Rep. Smith concluded his letter to Attorney General Reno by stating:

I urge you in the strongest terms to reconsider your interpretation of “Federal means-tested public benefit” as it will be utilized in affidavits of support. The present Department of Justice interpretation is utterly lacking in merit and makes a travesty of statutory interpretation. More importantly, it prevents from being fulfilled the promise to the American taxpayer that was [IIRIRA].

Rep. Smith was right. The almost three-decade-long reign of the Clinton administration’s travesty of statutory interpretation needs to end. The promise to the American taxpayer embodied in PRWORA and IIRIRA needs to be fulfilled.

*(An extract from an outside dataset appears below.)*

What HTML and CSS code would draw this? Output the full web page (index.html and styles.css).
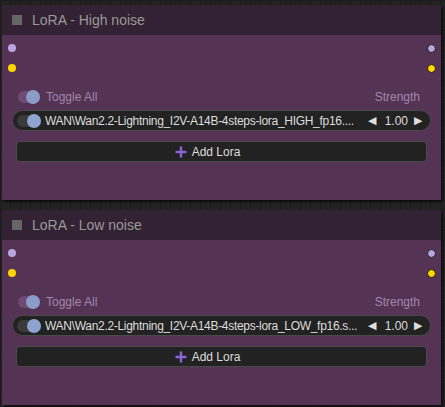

Let me state one more thing. Current Supreme Court Justice Elena Kagan during her stint in President Clinton’s White House had a major role in developing the mandatory program-only interpretation of “federal means-tested public benefit”. As I noted earlier, an e-mail contained in the Clinton Presidential Library stated that “Elena in her old role worked at some length to come to the agreement that this term refers only to ‘mandatory’ spending programs.” And another e-mail was sent to Laura Emmett, who worked in the Executive Office of the President, stating that “Elena [Kagan] was going to talk to Bruce [Reed] about a disagreement between DOJ and HHS on how to proceed on the definition of means-tested benefits. Can you ask her if she has any advice for us on how to proceed on this?” If the Supreme Court is ever called on to decide the issue of the meaning of “means-tested public benefit”/“federal means-tested public benefit”, Justice Kagan will need to recuse herself.


End Notes

1 I was working for Chairman Smith at the time as a subcommittee counsel.

2 I believe I attended the meeting.

3 Elizabeth Blackwell Health Ctr. for Woman v. Knoll, 1994 U.S. Dist. LEXIS 13295.